Synopses & Reviews
The definitive account with guns, diamonds, and champagne that never stops of the extraordinary world of the Stork Club and of the ex-bootlegger who ruled it with a velvet fist.
From the Roaring Twenties to the chaotic sixties, Sherman Billingsley's Stork Club was America's most enchanting nightclub. It was a glittering world where starlets stalked millionaires, where Jack wooed Jackie, and where Prince Rainier wooed Grace Kelly. It was where Hemingway knocked down the warden of Sing Sing, headwaiters reaped $20,000 tips, and where Walter Winchell, the Stork's famed scribe-in-residence, snubbed the Duke and Duchess of Windsor. From Orson Welles to Joe DiMaggio, J. Edgar Hoover to Frank Costello, they all came to the Stork.
But simmering beneath the romantic surface of the ultimate cafi society rendezvous was a tale of mob and muscle, and of an impresario every bit as colorful as the club itself. In Stork Club, prizewinning New York Times journalist Ralph Blumenthal tells the seductive and enthralling saga of the world's most storied nightspot and its owner, with exclusive access to Billingsley's private papers.
Sherman Billingsley, a former bootlegger from Oklahoma who came to New York after a brief detour to Leavenworth, founded the Stork as a speakeasy front for Jazz Age gangsters. The club reached its apotheosis in the 1940s, drawing movie stars, political bosses, gangsters, aristocrats, and generals. It outlasted World War II and the Eisenhower fifties, but midway through the sixties the club fell victim to a ruinous battle over unionization, lingering charges of racism, and most of all, a changing culture. Billingsley himself barely survived the closing of the club he died on the first anniversary of the Stork's demise.

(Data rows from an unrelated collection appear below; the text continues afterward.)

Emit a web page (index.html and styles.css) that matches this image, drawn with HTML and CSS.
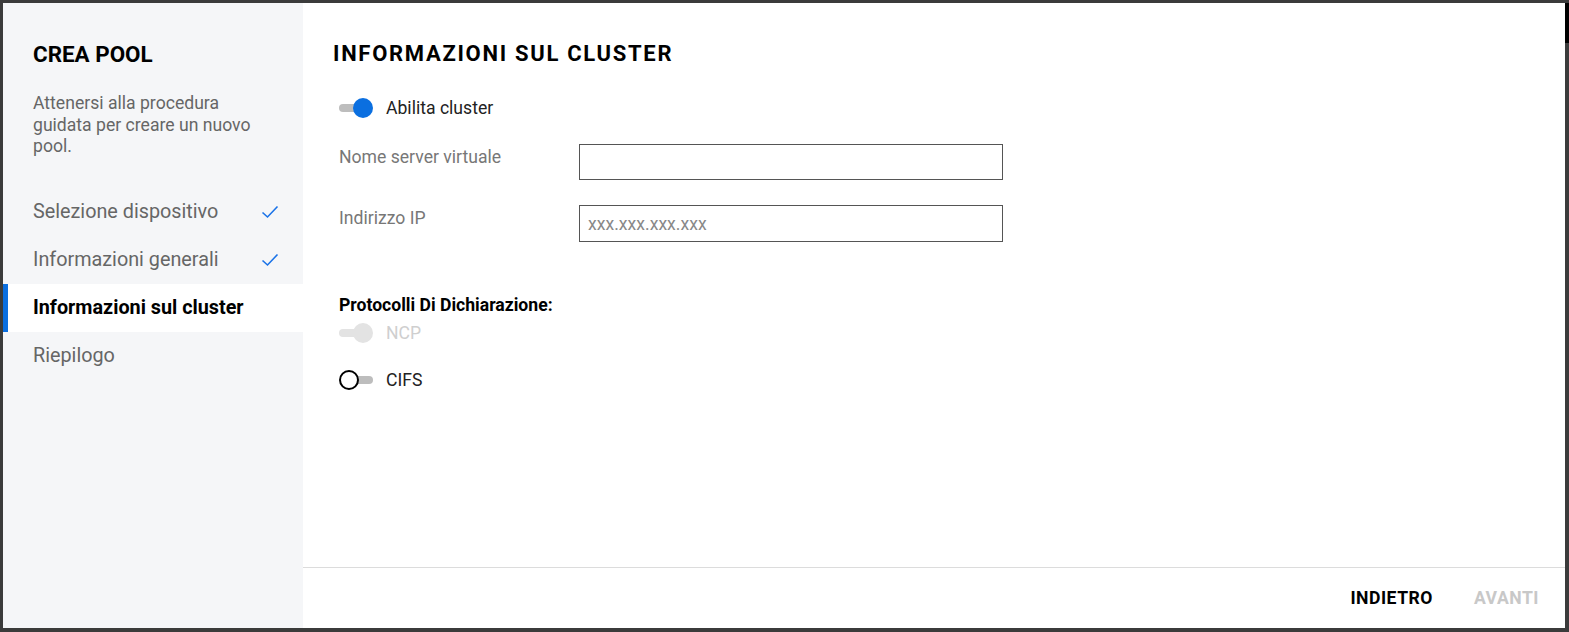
FILE: index.html
```html
<!DOCTYPE html>
<html lang="it">
<head>
<meta charset="utf-8">
<title>Crea pool</title>
<link rel="stylesheet" href="styles.css">
</head>
<body>
<div class="scroll-thumb"></div>
<div class="dialog">
  <aside class="sidebar">
    <h1 class="side-title">CREA POOL</h1>
    <p class="side-desc">Attenersi alla procedura guidata per creare un nuovo pool.</p>
    <nav class="steps">
      <div class="step done"><span>Selezione dispositivo</span>
        <svg class="check" viewBox="0 0 18 14" width="18" height="14"><path d="M1.5 7.5 L6.5 12 L16.5 1.5" fill="none" stroke="#1a73e8" stroke-width="1.6"/></svg>
      </div>
      <div class="step done"><span>Informazioni generali</span>
        <svg class="check" viewBox="0 0 18 14" width="18" height="14"><path d="M1.5 7.5 L6.5 12 L16.5 1.5" fill="none" stroke="#1a73e8" stroke-width="1.6"/></svg>
      </div>
      <div class="step active"><span>Informazioni sul cluster</span></div>
      <div class="step"><span>Riepilogo</span></div>
    </nav>
  </aside>
  <main class="main">
    <div class="content">
      <h2 class="main-title">INFORMAZIONI SUL CLUSTER</h2>
      <div class="toggle-row first">
        <span class="toggle on"><span class="track"></span><span class="thumb"></span></span>
        <span class="toggle-label">Abilita cluster</span>
      </div>
      <div class="form-row row1">
        <label class="field-label">Nome server virtuale</label>
        <div class="input"></div>
      </div>
      <div class="form-row row2">
        <label class="field-label">Indirizzo IP</label>
        <div class="input"><span class="placeholder">xxx.xxx.xxx.xxx</span></div>
      </div>
      <div class="section-head">Protocolli Di Dichiarazione:</div>
      <div class="toggle-row ncp">
        <span class="toggle disabled"><span class="track"></span><span class="thumb"></span></span>
        <span class="toggle-label muted">NCP</span>
      </div>
      <div class="toggle-row cifs">
        <span class="toggle off"><span class="track"></span><span class="thumb"></span></span>
        <span class="toggle-label">CIFS</span>
      </div>
    </div>
    <footer class="footer">
      <button class="btn">INDIETRO</button>
      <button class="btn disabled">AVANTI</button>
    </footer>
  </main>
</div>
</body>
</html>
```

FILE: styles.css
```css
* { box-sizing: border-box; }
html, body { margin: 0; height: 100%; }
body {
  background: #3b3b3b;
  padding: 3px 4px 4px 3px;
  font-family: Roboto, "Noto Sans", "Liberation Sans", sans-serif;
  overflow: hidden;
}
.scroll-thumb {
  position: absolute;
  right: 0;
  top: 3px;
  width: 4px;
  height: 40px;
  background: #000;
}
.dialog {
  display: flex;
  width: 1562px;
  height: 625px;
  background: #fff;
}
.sidebar {
  width: 300px;
  flex: none;
  background: #f5f6f8;
  padding-top: 37px;
}
.side-title {
  margin: 0 0 0 30px;
  font-size: 22.4px;
  line-height: 28px;
  font-weight: 700;
  color: #000;
}
.side-desc {
  margin: 25px 30px 0 30px;
  font-size: 17.6px;
  line-height: 21.5px;
  color: #666;
}
.steps {
  margin-top: 30px;
  display: flex;
  flex-direction: column;
}
.step {
  height: 48px;
  display: flex;
  align-items: center;
  justify-content: space-between;
  padding: 0 24px 0 30px;
  font-size: 19.8px;
  color: #666;
}
.step.active {
  background: #fff;
  color: #000;
  font-weight: 700;
  border-left: 5px solid #0b6fe0;
  padding-left: 25px;
}
.check { display: block; }
.main {
  flex: 1;
  display: flex;
  flex-direction: column;
}
.content {
  flex: 1;
  padding: 37px 0 0 30px;
}
.main-title {
  margin: 0;
  font-size: 22px;
  line-height: 28px;
  font-weight: 700;
  letter-spacing: 1.7px;
  color: #000;
}
.toggle-row {
  display: flex;
  align-items: center;
  height: 24px;
  padding-left: 6px;
}
.toggle-row.first { margin-top: 28px; }
.toggle-row.ncp { margin-top: 6px; }
.toggle-row.cifs { margin-top: 23px; }
.toggle {
  position: relative;
  width: 34px;
  height: 20px;
  margin-right: 13px;
  flex: none;
}
.toggle .track {
  position: absolute;
  left: 0;
  top: 6px;
  width: 32px;
  height: 8px;
  border-radius: 4px;
  background: #bdbdbd;
}
.toggle .thumb {
  position: absolute;
  top: 0;
  width: 20px;
  height: 20px;
  border-radius: 50%;
}
.toggle.on .thumb { left: 14px; background: #0b6fe0; }
.toggle.disabled .track { background: #e3e3e3; }
.toggle.disabled .thumb { left: 14px; background: #e3e3e3; }
.toggle.off .thumb { left: 0; background: #fff; border: 2px solid #000; }
.toggle.off .track { left: 6px; width: 28px; }
.toggle-label {
  font-size: 17.6px;
  color: #222;
}
.toggle-label.muted { color: #cfcfcf; }
.form-row {
  display: flex;
  align-items: flex-start;
  padding-left: 6px;
}
.form-row.row1 { margin-top: 24px; }
.form-row.row2 { margin-top: 25px; }
.field-label {
  width: 240px;
  flex: none;
  padding-top: 3px;
  font-size: 17.6px;
  line-height: 20px;
  color: #777;
}
.input {
  width: 424px;
  height: 36px;
  border: 1px solid #555;
  display: flex;
  align-items: center;
  padding-left: 8px;
}
.form-row.row2 .input { height: 37px; }
.placeholder {
  font-size: 17.6px;
  color: #888;
}
.section-head {
  margin-top: 53px;
  padding-left: 6px;
  font-size: 17.6px;
  line-height: 20px;
  font-weight: 700;
  color: #000;
}
.footer {
  height: 61px;
  flex: none;
  border-top: 1px solid #dcdcdc;
  display: flex;
  align-items: center;
  justify-content: flex-end;
  padding-right: 26px;
  gap: 41px;
}
.btn {
  border: 0;
  background: none;
  padding: 0;
  font-family: inherit;
  font-size: 17.6px;
  font-weight: 700;
  letter-spacing: 0.5px;
  color: #000;
}
.btn.disabled { color: #c8c8c8; }
```
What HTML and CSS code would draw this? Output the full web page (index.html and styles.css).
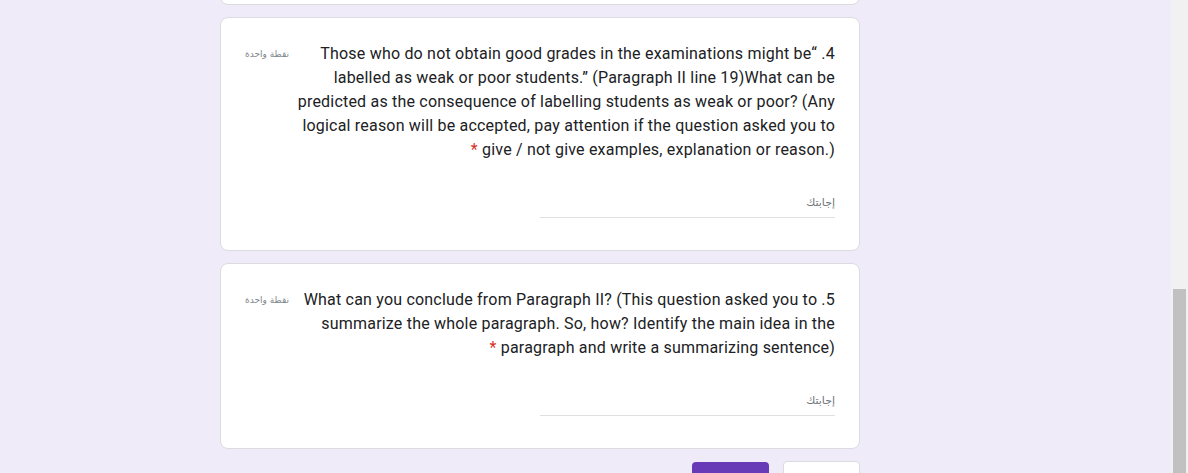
FILE: index.html
```html
<!DOCTYPE html>
<html lang="ar" dir="rtl">
<head>
<meta charset="utf-8">
<title>Form</title>
<link rel="stylesheet" href="styles.css">
</head>
<body>
<div class="shell">
  <main class="viewport">
    <div class="column">
      <div class="card card-prev"></div>

      <section class="card question">
        <div class="q-head">
          <div class="q-title">4. <bdi dir="ltr">Those who do not obtain good grades in the examinations might be“ labelled as weak or poor students.” (Paragraph II line 19)What can be predicted as the consequence of labelling students as weak or poor? (Any logical reason will be accepted, pay attention if the question asked you to give / not give examples, explanation or reason.)</bdi><span class="req"> *</span></div>
          <div class="q-points">نقطة واحدة</div>
        </div>
        <div class="answer"><span class="placeholder">إجابتك</span></div>
      </section>

      <section class="card question">
        <div class="q-head">
          <div class="q-title">5. <bdi dir="ltr">What can you conclude from Paragraph II? (This question asked you to summarize the whole paragraph. So, how? Identify the main idea in the paragraph and write a summarizing sentence)</bdi><span class="req"> *</span></div>
          <div class="q-points">نقطة واحدة</div>
        </div>
        <div class="answer"><span class="placeholder">إجابتك</span></div>
      </section>

      <div class="actions">
        <button class="btn btn-back">رجوع</button>
        <button class="btn btn-submit">إرسال</button>
      </div>
    </div>
  </main>
  <div class="scrollbar"><div class="thumb"></div></div>
</div>
</body>
</html>
```

FILE: styles.css
```css
html, body {
  margin: 0;
  padding: 0;
  height: 100%;
  overflow: hidden;
}

body {
  background: #f0ebf8;
  font-family: Roboto, "DejaVu Sans", sans-serif;
  color: #202124;
}

.shell {
  display: flex;
  direction: ltr;
  height: 473px;
}

.viewport {
  flex: 1;
  overflow: hidden;
}

.column {
  width: 640px;
  margin-left: 220px;
  margin-top: -60px;
  display: flex;
  flex-direction: column;
  gap: 12px;
  direction: rtl;
}

.card {
  background: #fff;
  border: 1px solid #dadce0;
  border-radius: 8px;
  box-sizing: border-box;
}

.card-prev {
  height: 65px;
}

.question {
  padding: 24px 24px 32px;
}

.q-head {
  display: flex;
  align-items: flex-start;
  gap: 4px;
}

.q-title {
  flex: 1;
  font-size: 16px;
  line-height: 24px;
  letter-spacing: 0.2px;
  text-align: right;
}

.req {
  color: #d93025;
}

.q-points {
  width: 44px;
  flex-shrink: 0;
  font-family: "DejaVu Sans", sans-serif;
  font-size: 9px;
  line-height: 24px;
  color: #80868b;
  text-align: right;
  white-space: nowrap;
}

.answer {
  width: 295px;
  margin-top: 29px;
  height: 24px;
  padding-bottom: 2px;
  border-bottom: 1px solid #e0e0e0;
  text-align: right;
}

.placeholder {
  font-family: "DejaVu Sans", sans-serif;
  font-size: 11px;
  line-height: 24px;
  color: #70757a;
}

.actions {
  display: flex;
  gap: 14px;
}

.btn {
  width: 77px;
  height: 36px;
  border-radius: 4px;
  font-family: Roboto, "DejaVu Sans", sans-serif;
  font-size: 14px;
  border: none;
}

.btn-back {
  background: #fff;
  color: #673ab7;
  border: 1px solid #dadce0;
}

.btn-submit {
  background: #673ab7;
  color: #fff;
  margin-top: 1px;
}

.scrollbar {
  width: 17px;
  flex-shrink: 0;
  background: #f1f1f1;
  display: flex;
  flex-direction: column;
  justify-content: flex-end;
  align-items: center;
}

.thumb {
  width: 13px;
  height: 184px;
  background: #c1c1c1;
}
```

Stork Club is the first book to tell the complete story of what Winchell called "the New Yorkiest spot in New York" and of all the backroom drama behind the parlor room glamour.
Review
"A glorious evocation of the onetime epicenter of celebrity in all its glamour, its excess, and its idiocy. It is a story that has long needed telling, and Stork Club tells it with both punch and polish." Neal Gabler, author of Life: The Movie and Winchell
Review
"When I was a kid in New York, the Stork Club was the place to be. Ralph Blumenthal has brought us back into that wonderful world of high and low society." Bernie Brillstein, film and television manager, author of Where Did I Go Right?
Review
"A generously vivid account of a rarefied segment of twentieth-century Americana, casting Gatsbyesque characters against a glittering background of show business glamour, politics, greed, and infamy. A most arresting read." Bobby Short, entertainer
Review
"A reporter for The New York Times tells of the rise and fall of the golden-roped nightclub that epitomized New York glamour during World War II. In its heyday, it was the ultimate "in" spot, where celebrities and gossip columnists rubbed elbows with politicians and bootleggers. "This evocative, well-researched book...is an important addition to our social history," Pete Hamill wrote in these pages in 2000." The New York Time
Synopsis
With guns, diamonds, and champagne that never stops, the Stork Club has been the touchstone of glamour and celebrity for much of the century. Now in a paperback edition, a "New York Times" columnist provides the definitive profile of Sherman Billingsley and his ultimate cafe. 77 photos.
About the Author
Ralph Blumenthal has been reporting for the New York Times since 1964 and led the Pulitzer Prize-winning Times team that covered the bombing of the World Trade Center. He is the author of Once Through the Heart and Last Days of the Sicilians and a coauthor of Outrage.